Intervention de Virginie Duby-Muller

Réunion du 27 octobre 2015 à 17h00
Commission des affaires culturelles et de l'éducation

Photo issue du site de l'Assemblée nationale ou de WikipediaVirginie Duby-Muller, rapporteure pour avis :

Monsieur le président, mes chers collègues, j'ai choisi cette année de consacrer l'avis budgétaire sur les crédits de la mission « Livre et industries culturelles » au cinéma et de me pencher plus particulièrement sur les salles de cinéma à l'heure du numérique.
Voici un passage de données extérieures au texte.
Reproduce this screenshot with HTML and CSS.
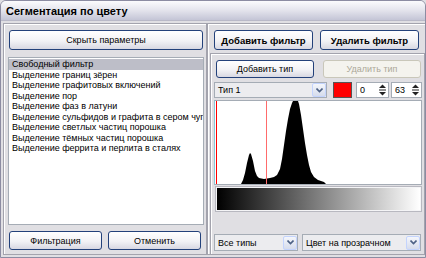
FILE: index.html
```html
<!DOCTYPE html>
<html lang="ru">
<head>
  <meta charset="UTF-8">
  <title>Сегментация по цвету</title>
  <link rel="stylesheet" href="styles.css">
</head>
<body>
  <div class="window">
    <div class="titlebar">Сегментация по цвету</div>

    <div class="content">
      <!-- left: filter list -->
      <div class="panel left">
        <button class="btn wide" type="button">Скрыть параметры</button>
        <ul class="listbox">
          <li class="selected">Свободный фильтр</li>
          <li>Выделение границ зёрен</li>
          <li>Выделение графитовых включений</li>
          <li>Выделение пор</li>
          <li>Выделение фаз в латуни</li>
          <li>Выделение сульфидов и графита в сером чугуне</li>
          <li>Выделение светлых частиц порошка</li>
          <li>Выделение тёмных частиц порошка</li>
          <li>Выделение феррита и перлита в сталях</li>
        </ul>
        <div class="btn-row">
          <button class="btn" type="button">Фильтрация</button>
          <button class="btn" type="button">Отменить</button>
        </div>
      </div>

      <!-- right: filter settings -->
      <div class="panel right">
        <div class="btn-row top">
          <button class="btn bold" type="button">Добавить фильтр</button>
          <button class="btn bold" type="button">Удалить фильтр</button>
        </div>

        <div class="group">
          <div class="btn-row types">
            <button class="btn" type="button">Добавить тип</button>
            <button class="btn" type="button" disabled>Удалить тип</button>
          </div>

          <div class="type-row">
            <div class="combo type-combo">
              <span class="combo-text">Тип 1</span>
              <span class="combo-arrow"><svg width="7" height="5" viewBox="0 0 7 5"><polyline points="0.5,0.5 3.5,3.5 6.5,0.5" fill="none" stroke="#4d6185" stroke-width="1.6"/></svg></span>
            </div>
            <div class="swatch"></div>
            <div class="spin s1">
              <span class="spin-text">0</span>
              <span class="spin-btns"><svg width="9" height="14" viewBox="0 0 9 14"><polygon points="1,5 8,5 4.5,1.5" fill="#222"/><rect x="1" y="6.5" width="7" height="1" fill="#222"/><polygon points="1,9 8,9 4.5,12.5" fill="#222"/></svg></span>
            </div>
            <div class="spin s2">
              <span class="spin-text">63</span>
              <span class="spin-btns"><svg width="9" height="14" viewBox="0 0 9 14"><polygon points="1,5 8,5 4.5,1.5" fill="#222"/><rect x="1" y="6.5" width="7" height="1" fill="#222"/><polygon points="1,9 8,9 4.5,12.5" fill="#222"/></svg></span>
            </div>
          </div>

          <div class="histogram">
            <svg width="206" height="83" viewBox="0 0 206 83">
              <polygon fill="#000" points="26,83 28,79 30,72 32,62 34,54 35,52 36,53 38,60 40,70 42,75 44,77 49,78 55,77 59,76 62,74 65,68 67,58 69,44 71,30 73,18 75,8 77,2 78,0 83,0 84,3 86,14 88,28 90,42 92,54 94,64 96,71 99,76 103,79 109,81 111,83"/>
              <rect x="1" y="0" width="1" height="83" fill="#ff0000"/>
              <rect x="51" y="0" width="1" height="83" fill="#ff6b6b"/>
            </svg>
          </div>

          <div class="gradient"><div class="gradient-fill"></div></div>

          <div class="bottom-row">
            <div class="combo all-combo">
              <span class="combo-text">Все типы</span>
              <span class="combo-arrow"><svg width="7" height="5" viewBox="0 0 7 5"><polyline points="0.5,0.5 3.5,3.5 6.5,0.5" fill="none" stroke="#4d6185" stroke-width="1.6"/></svg></span>
            </div>
            <div class="combo mode-combo">
              <span class="combo-text">Цвет на прозрачном</span>
              <span class="combo-arrow"><svg width="7" height="5" viewBox="0 0 7 5"><polyline points="0.5,0.5 3.5,3.5 6.5,0.5" fill="none" stroke="#4d6185" stroke-width="1.6"/></svg></span>
            </div>
          </div>
        </div>
      </div>
    </div>
  </div>
</body>
</html>
```

FILE: styles.css
```css
* {
  box-sizing: border-box;
  margin: 0;
  padding: 0;
}

body {
  font-family: 'Liberation Sans', Arial, sans-serif;
  font-size: 9px;
  color: #000;
  background: #e0dfe3;
}

.window {
  width: 426px;
  height: 258px;
  border: 1px solid #8c8ca2;
  border-radius: 6px 6px 0 0;
  background: #e0dfe3;
  display: flex;
  flex-direction: column;
  overflow: hidden;
}

.titlebar {
  height: 20px;
  padding-left: 5px;
  line-height: 21px;
  font-weight: bold;
  font-size: 11px;
  background: linear-gradient(#fbfbfd, #e6e6ee 45%, #c4c5d6);
  border-bottom: 1px solid #b9b9c8;
}

.content {
  flex: 1;
  display: flex;
  padding: 2px 1px 2px 2px;
}

.panel {
  display: flex;
  flex-direction: column;
  border: 1px solid #a3a3ad;
  box-shadow: inset 1px 1px 0 #fff;
}

.left {
  width: 204px;
  padding: 6px 2px 3px 5px;
}

.right {
  flex: 1;
  padding: 6px 3px 0 1px;
}

/* buttons */
.btn {
  font-family: inherit;
  font-size: 9px;
  color: #000;
  height: 20px;
  border: 1px solid #23417a;
  border-radius: 3px;
  background: linear-gradient(#ffffff, #f2f2f5 55%, #d8d8e2);
  cursor: pointer;
}

.btn.bold {
  font-weight: bold;
  font-size: 9.5px;
}

.btn:disabled {
  color: #aca899;
  border-color: #c9c7ba;
  background: #f4f3ee;
}

.btn.wide {
  width: 194px;
}

.btn-row {
  display: flex;
  gap: 6px;
}

.left .btn-row {
  margin-top: 6px;
}

.left .btn-row .btn {
  width: 93px;
  height: 19px;
}

.right .btn-row.top {
  padding-left: 5px;
  gap: 7px;
}

.right .btn-row.top .btn {
  width: 99px;
}

/* list */
.listbox {
  list-style: none;
  margin-top: 7px;
  margin-left: -1px;
  width: 196px;
  height: 168px;
  background: #fff;
  border: 1px solid #a5acb5;
  padding-top: 1px;
  overflow: hidden;
}

.listbox li {
  height: 10.5px;
  line-height: 10.5px;
  padding-left: 3px;
  white-space: nowrap;
  overflow: hidden;
}

.listbox li.selected {
  background: #bdbec8;
}

/* right group */
.group {
  flex: 1;
  margin-top: 3px;
  margin-left: 1px;
  border: 1px solid #a3a3ad;
  border-bottom: none;
  box-shadow: inset 1px 1px 0 #fff;
  padding: 6px 2px 2px 3px;
  display: flex;
  flex-direction: column;
}

.btn-row.types {
  padding-left: 2px;
  gap: 9px;
}

.btn-row.types .btn {
  width: 98px;
  height: 18px;
}

.type-row {
  display: flex;
  align-items: center;
  margin-top: 4px;
  height: 16px;
}

.combo {
  display: flex;
  align-items: center;
  height: 16px;
  border: 1px solid #a5acb5;
  background: #ececef;
}

.combo-text {
  flex: 1;
  padding-left: 3px;
  white-space: nowrap;
  overflow: hidden;
}

.combo-arrow {
  width: 14px;
  height: 14px;
  display: flex;
  align-items: center;
  justify-content: center;
  border: 1px solid #c3d3fd;
  border-radius: 2px;
  background: linear-gradient(#f4f6fb, #d6dcec);
}

.type-combo {
  width: 113px;
}

.swatch {
  width: 19px;
  height: 16px;
  margin-left: 6px;
  background: #ff0000;
  border: 1px solid #555;
}

.spin {
  display: flex;
  align-items: center;
  height: 16px;
  border: 1px solid #a5acb5;
  background: #fff;
}

.spin.s1 {
  width: 33px;
  margin-left: 4px;
}

.spin.s2 {
  width: 31px;
  margin-left: 2px;
}

.spin-text {
  flex: 1;
  padding-left: 3px;
}

.spin-btns {
  width: 10px;
  height: 14px;
  display: flex;
  align-items: center;
}

.histogram {
  margin-top: 2px;
  width: 208px;
  height: 85px;
  background: #fff;
  border: 1px solid #a5acb5;
  border-left-color: #8cc8d8;
}

.histogram svg {
  display: block;
}

.gradient {
  margin-top: 1px;
  margin-left: 1px;
  width: 207px;
  height: 26px;
  border: 1px solid #b8b8c0;
  padding: 1px;
  background: #f4f4f6;
}

.gradient-fill {
  height: 100%;
  background: linear-gradient(to right, #000, #fff);
}

.bottom-row {
  margin-top: auto;
  margin-bottom: 1px;
  display: flex;
  gap: 4px;
}

.bottom-row .combo {
  height: 17px;
}

.all-combo {
  width: 84px;
}

.mode-combo {
  width: 119px;
}
```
Si un secteur est représentatif de l'exception culturelle française, c'est bien celui du cinéma, notamment la filière de l'exploitation des films. La France peut s'enorgueillir de disposer d'un réseau de salles important, avec plus de 2 000 salles sur tout le territoire, y compris en zone rurale, allant de la petite salle municipale aux multiplexes, sans oublier les 1 116 salles d'art et d'essai, véritable particularité française. En Haute-Savoie, nous disposons par ailleurs d'un réseau itinérant très dense, avec Cinébus et Écran Mobile CDPC. Cela représente au total 46 salles. Le département, à travers l'assemblée des pays de Savoie, a beaucoup oeuvré pour soutenir la partie fixe des investissements, notamment en matière de numérique.

La fréquentation demeure soutenue en France : notre pays comptabilise 209 millions d'entrées en 2014 alors que le Royaume-Uni affiche 157 millions d'entrées et l'Allemagne 122 millions. Ces bons chiffres ne doivent cependant pas occulter la réalité : à l'heure du numérique, la salle de cinéma doit relever deux défis.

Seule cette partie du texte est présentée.